● TASK REQUIREMENTS
Write out the material exactly. Do not include the pictures.

● SOURCE EXCERPT
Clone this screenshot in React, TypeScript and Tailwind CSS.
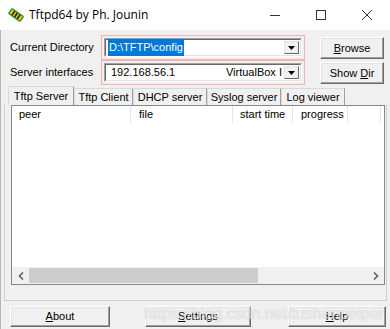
import { ReactNode } from 'react'

const font = { fontFamily: '"Liberation Sans", Arial, sans-serif' }

// classic raised 3D button
const Btn = ({ children, className }: { children: ReactNode; className?: string }) => (
    <div
        className={`flex items-center justify-center border border-t-white border-l-white border-r-[#696969] border-b-[#696969] bg-[#f0f0f0] shadow-[inset_-1px_-1px_0_#a0a0a0,inset_1px_1px_0_#e3e3e3] text-[11px] text-black ${className ?? ''}`}
    >
        {children}
    </div>
)

const DropArrow = () => (
    <div className="flex h-full w-[15px] items-center justify-center border border-t-[#e3e3e3] border-l-[#e3e3e3] border-r-[#696969] border-b-[#696969] bg-[#f0f0f0]">
        <svg width="7" height="4" viewBox="0 0 7 4">
            <path d="M0 0h7L3.5 4z" fill="#000" />
        </svg>
    </div>
)

const Combo = ({ children }: { children: ReactNode }) => (
    <div className="h-[25px] w-[204px] border border-[#f3b3b3] p-[2px]">
        <div className="flex h-full items-center border border-t-[#a0a0a0] border-l-[#a0a0a0] border-r-white border-b-white bg-white">
            <div className="flex h-full flex-1 items-center border border-t-[#696969] border-l-[#696969] border-r-[#e3e3e3] border-b-[#e3e3e3] pl-[1px] pr-[1px] py-[1px]">
                <div className="flex h-full flex-1 items-center pl-[1px] text-[11px]">{children}</div>
                <DropArrow />
            </div>
        </div>
    </div>
)

const TabLabel = ({ label, active, w }: { label: string; active?: boolean; w: string }) => (
    <div
        className={`flex items-center justify-center border border-b-0 border-t-[#d9d9d9] border-l-[#d9d9d9] border-r-[#a0a0a0] bg-[#f0f0f0] text-[11px] ${w} ${
            active ? 'h-[19px]' : 'h-[17px]'
        }`}
    >
        {label}
    </div>
)

const Header = ({ label, w }: { label: string; w: string }) => (
    <div className={`flex h-[17px] items-center border-r border-[#e5e5e5] text-[11px] ${w}`}>{label}</div>
)

export default function App() {
    return (
        <div className="relative flex h-[329px] w-[390px] flex-col overflow-hidden bg-[#f0f0f0] text-black" style={font}>
            {/* title bar */}
            <div className="flex h-[30px] items-center bg-white">
                <svg className="ml-[8px]" width="16" height="14" viewBox="0 0 16 14">
                    <g transform="rotate(35 8 7)">
                        <rect x="1" y="4" width="14" height="6" rx="1" fill="#e8c21a" stroke="#2f9a2f" strokeWidth="1.4" />
                        <rect x="4" y="4.5" width="1.6" height="5" fill="#222" />
                        <rect x="7.2" y="4.5" width="1.6" height="5" fill="#222" />
                        <rect x="10.4" y="4.5" width="1.6" height="5" fill="#222" />
                    </g>
                </svg>
                <span className="ml-[5px] text-[12px]" style={{ fontFamily: '"Open Sans", "Liberation Sans", sans-serif' }}>
                    Tftpd64 by Ph. Jounin
                </span>
                <div className="ml-auto flex h-full items-center">
                    <div className="flex h-full w-[46px] items-center justify-center">
                        <div className="h-px w-[10px] bg-[#333]" />
                    </div>
                    <div className="flex h-full w-[46px] items-center justify-center">
                        <div className="h-[10px] w-[10px] border border-[#333]" />
                    </div>
                    <div className="flex h-full w-[46px] items-center justify-center">
                        <svg width="10" height="10" viewBox="0 0 10 10">
                            <path d="M0 0L10 10M10 0L0 10" stroke="#333" strokeWidth="1" />
                        </svg>
                    </div>
                </div>
            </div>

            {/* body */}
            <div className="flex flex-1 flex-col border-l border-[#b5b5b5] pt-[5px]">
                <div className="flex">
                    <div className="flex w-[100px] flex-col">
                        <div className="flex h-[25px] items-center pl-[9px] text-[11px]">Current Directory</div>
                        <div className="flex h-[25px] items-center pl-[9px] text-[11px]">Server interfaces</div>
                    </div>
                    <div className="flex flex-col">
                        <Combo>
                            <span className="bg-[#0078d7] px-[1px] text-white">D:\TFTP\config</span>
                        </Combo>
                        <Combo>
                            <span className="ml-[3px]">192.168.56.1</span>
                            <span className="ml-auto mr-[2px]">VirtualBox I</span>
                        </Combo>
                    </div>
                    <div className="ml-[15px] flex flex-col pt-[2px]">
                        <Btn className="h-[22px] w-[64px]">
                            <span><u>B</u>rowse</span>
                        </Btn>
                        <Btn className="mt-[3px] h-[22px] w-[64px]">
                            <span>Show <u>D</u>ir</span>
                        </Btn>
                    </div>
                </div>

                {/* tabs */}
                <div className="mt-[1px] flex items-end pl-[7px]">
                    <TabLabel label="Tftp Server" active w="w-[66px]" />
                    <TabLabel label="Tftp Client" w="w-[59px]" />
                    <TabLabel label="DHCP server" w="w-[74px]" />
                    <TabLabel label="Syslog server" w="w-[74px]" />
                    <TabLabel label="Log viewer" w="w-[64px]" />
                </div>

                {/* tab pane */}
                <div className="mx-[3px] flex h-[196px] flex-col border border-t-0 border-[#d0d0d0] pb-[15px] pl-[6px] pr-[1px]">
                    <div className="flex flex-1 flex-col border border-[#828790] bg-white">
                        <div className="flex">
                            <Header label="peer" w="w-[119px] pl-[7px]" />
                            <Header label="file" w="w-[102px] pl-[8px]" />
                            <Header label="start time" w="w-[60px] pl-[7px]" />
                            <Header label="progress" w="w-[55px] pl-[8px]" />
                            <Header label="" w="w-[33px]" />
                        </div>
                        <div className="flex-1" />
                        <div className="flex h-[17px] items-center bg-[#f0f0f0]">
                            <div className="flex h-full w-[17px] items-center justify-center">
                                <svg width="6" height="8" viewBox="0 0 6 8">
                                    <path d="M5 0.5L1.5 4L5 7.5" stroke="#606060" strokeWidth="1.6" fill="none" />
                                </svg>
                            </div>
                            <div className="h-[15px] w-[229px] bg-[#cdcdcd]" />
                            <div className="flex-1" />
                            <div className="flex h-full w-[17px] items-center justify-center">
                                <svg width="6" height="8" viewBox="0 0 6 8">
                                    <path d="M1 0.5L4.5 4L1 7.5" stroke="#606060" strokeWidth="1.6" fill="none" />
                                </svg>
                            </div>
                        </div>
                    </div>
                </div>

                {/* bottom buttons */}
                <div className="mt-[5px] flex pl-[9px]">
                    <Btn className="h-[21px] w-[100px]">
                        <span><u>A</u>bout</span>
                    </Btn>
                    <Btn className="ml-[35px] h-[21px] w-[106px]">
                        <span><u>S</u>ettings</span>
                    </Btn>
                    <Btn className="ml-[37px] h-[21px] w-[98px]">
                        <span><u>H</u>elp</span>
                    </Btn>
                </div>
            </div>

            {/* watermark */}
            <div
                className="pointer-events-none absolute left-[144px] top-[302px] text-[16px] text-white/60"
                style={{ textShadow: '0 0 1px rgba(130,130,130,0.45)' }}
            >
                https://blog.csdn.net/tushanpeipei
            </div>
        </div>
    )
}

● EXERCISE RESPONSE
Clone this screenshot in React, TypeScript and Tailwind CSS.
import { ReactNode } from 'react'

const font = { fontFamily: '"Liberation Sans", Arial, sans-serif' }

// classic raised 3D button
const Btn = ({ children, className }: { children: ReactNode; className?: string }) => (
    <div
        className={`flex items-center justify-center border border-t-white border-l-white border-r-[#696969] border-b-[#696969] bg-[#f0f0f0] shadow-[inset_-1px_-1px_0_#a0a0a0,inset_1px_1px_0_#e3e3e3] text-[11px] text-black ${className ?? ''}`}
    >
        {children}
    </div>
)

const DropArrow = () => (
    <div className="flex h-full w-[15px] items-center justify-center border border-t-[#e3e3e3] border-l-[#e3e3e3] border-r-[#696969] border-b-[#696969] bg-[#f0f0f0]">
        <svg width="7" height="4" viewBox="0 0 7 4">
            <path d="M0 0h7L3.5 4z" fill="#000" />
        </svg>
    </div>
)

const Combo = ({ children }: { children: ReactNode }) => (
    <div className="h-[25px] w-[204px] border border-[#f3b3b3] p-[2px]">
        <div className="flex h-full items-center border border-t-[#a0a0a0] border-l-[#a0a0a0] border-r-white border-b-white bg-white">
            <div className="flex h-full flex-1 items-center border border-t-[#696969] border-l-[#696969] border-r-[#e3e3e3] border-b-[#e3e3e3] pl-[1px] pr-[1px] py-[1px]">
                <div className="flex h-full flex-1 items-center pl-[1px] text-[11px]">{children}</div>
                <DropArrow />
            </div>
        </div>
    </div>
)

const TabLabel = ({ label, active, w }: { label: string; active?: boolean; w: string }) => (
    <div
        className={`flex items-center justify-center border border-b-0 border-t-[#d9d9d9] border-l-[#d9d9d9] border-r-[#a0a0a0] bg-[#f0f0f0] text-[11px] ${w} ${
            active ? 'h-[19px]' : 'h-[17px]'
        }`}
    >
        {label}
    </div>
)

const Header = ({ label, w }: { label: string; w: string }) => (
    <div className={`flex h-[17px] items-center border-r border-[#e5e5e5] text-[11px] ${w}`}>{label}</div>
)

export default function App() {
    return (
        <div className="relative flex h-[329px] w-[390px] flex-col overflow-hidden bg-[#f0f0f0] text-black" style={font}>
            {/* title bar */}
            <div className="flex h-[30px] items-center bg-white">
                <svg className="ml-[8px]" width="16" height="14" viewBox="0 0 16 14">
                    <g transform="rotate(35 8 7)">
                        <rect x="1" y="4" width="14" height="6" rx="1" fill="#e8c21a" stroke="#2f9a2f" strokeWidth="1.4" />
                        <rect x="4" y="4.5" width="1.6" height="5" fill="#222" />
                        <rect x="7.2" y="4.5" width="1.6" height="5" fill="#222" />
                        <rect x="10.4" y="4.5" width="1.6" height="5" fill="#222" />
                    </g>
                </svg>
                <span className="ml-[5px] text-[12px]" style={{ fontFamily: '"Open Sans", "Liberation Sans", sans-serif' }}>
                    Tftpd64 by Ph. Jounin
                </span>
                <div className="ml-auto flex h-full items-center">
                    <div className="flex h-full w-[46px] items-center justify-center">
                        <div className="h-px w-[10px] bg-[#333]" />
                    </div>
                    <div className="flex h-full w-[46px] items-center justify-center">
                        <div className="h-[10px] w-[10px] border border-[#333]" />
                    </div>
                    <div className="flex h-full w-[46px] items-center justify-center">
                        <svg width="10" height="10" viewBox="0 0 10 10">
                            <path d="M0 0L10 10M10 0L0 10" stroke="#333" strokeWidth="1" />
                        </svg>
                    </div>
                </div>
            </div>

            {/* body */}
            <div className="flex flex-1 flex-col border-l border-[#b5b5b5] pt-[5px]">
                <div className="flex">
                    <div className="flex w-[100px] flex-col">
                        <div className="flex h-[25px] items-center pl-[9px] text-[11px]">Current Directory</div>
                        <div className="flex h-[25px] items-center pl-[9px] text-[11px]">Server interfaces</div>
                    </div>
                    <div className="flex flex-col">
                        <Combo>
                            <span className="bg-[#0078d7] px-[1px] text-white">D:\TFTP\config</span>
                        </Combo>
                        <Combo>
                            <span className="ml-[3px]">192.168.56.1</span>
                            <span className="ml-auto mr-[2px]">VirtualBox I</span>
                        </Combo>
                    </div>
                    <div className="ml-[15px] flex flex-col pt-[2px]">
                        <Btn className="h-[22px] w-[64px]">
                            <span><u>B</u>rowse</span>
                        </Btn>
                        <Btn className="mt-[3px] h-[22px] w-[64px]">
                            <span>Show <u>D</u>ir</span>
                        </Btn>
                    </div>
                </div>

                {/* tabs */}
                <div className="mt-[1px] flex items-end pl-[7px]">
                    <TabLabel label="Tftp Server" active w="w-[66px]" />
                    <TabLabel label="Tftp Client" w="w-[59px]" />
                    <TabLabel label="DHCP server" w="w-[74px]" />
                    <TabLabel label="Syslog server" w="w-[74px]" />
                    <TabLabel label="Log viewer" w="w-[64px]" />
                </div>

                {/* tab pane */}
                <div className="mx-[3px] flex h-[196px] flex-col border border-t-0 border-[#d0d0d0] pb-[15px] pl-[6px] pr-[1px]">
                    <div className="flex flex-1 flex-col border border-[#828790] bg-white">
                        <div className="flex">
                            <Header label="peer" w="w-[119px] pl-[7px]" />
                            <Header label="file" w="w-[102px] pl-[8px]" />
                            <Header label="start time" w="w-[60px] pl-[7px]" />
                            <Header label="progress" w="w-[55px] pl-[8px]" />
                            <Header label="" w="w-[33px]" />
                        </div>
                        <div className="flex-1" />
                        <div className="flex h-[17px] items-center bg-[#f0f0f0]">
                            <div className="flex h-full w-[17px] items-center justify-center">
                                <svg width="6" height="8" viewBox="0 0 6 8">
                                    <path d="M5 0.5L1.5 4L5 7.5" stroke="#606060" strokeWidth="1.6" fill="none" />
                                </svg>
                            </div>
                            <div className="h-[15px] w-[229px] bg-[#cdcdcd]" />
                            <div className="flex-1" />
                            <div className="flex h-full w-[17px] items-center justify-center">
                                <svg width="6" height="8" viewBox="0 0 6 8">
                                    <path d="M1 0.5L4.5 4L1 7.5" stroke="#606060" strokeWidth="1.6" fill="none" />
                                </svg>
                            </div>
                        </div>
                    </div>
                </div>

                {/* bottom buttons */}
                <div className="mt-[5px] flex pl-[9px]">
                    <Btn className="h-[21px] w-[100px]">
                        <span><u>A</u>bout</span>
                    </Btn>
                    <Btn className="ml-[35px] h-[21px] w-[106px]">
                        <span><u>S</u>ettings</span>
                    </Btn>
                    <Btn className="ml-[37px] h-[21px] w-[98px]">
                        <span><u>H</u>elp</span>
                    </Btn>
                </div>
            </div>

            {/* watermark */}
            <div
                className="pointer-events-none absolute left-[144px] top-[302px] text-[16px] text-white/60"
                style={{ textShadow: '0 0 1px rgba(130,130,130,0.45)' }}
            >
                https://blog.csdn.net/tushanpeipei
            </div>
        </div>
    )
}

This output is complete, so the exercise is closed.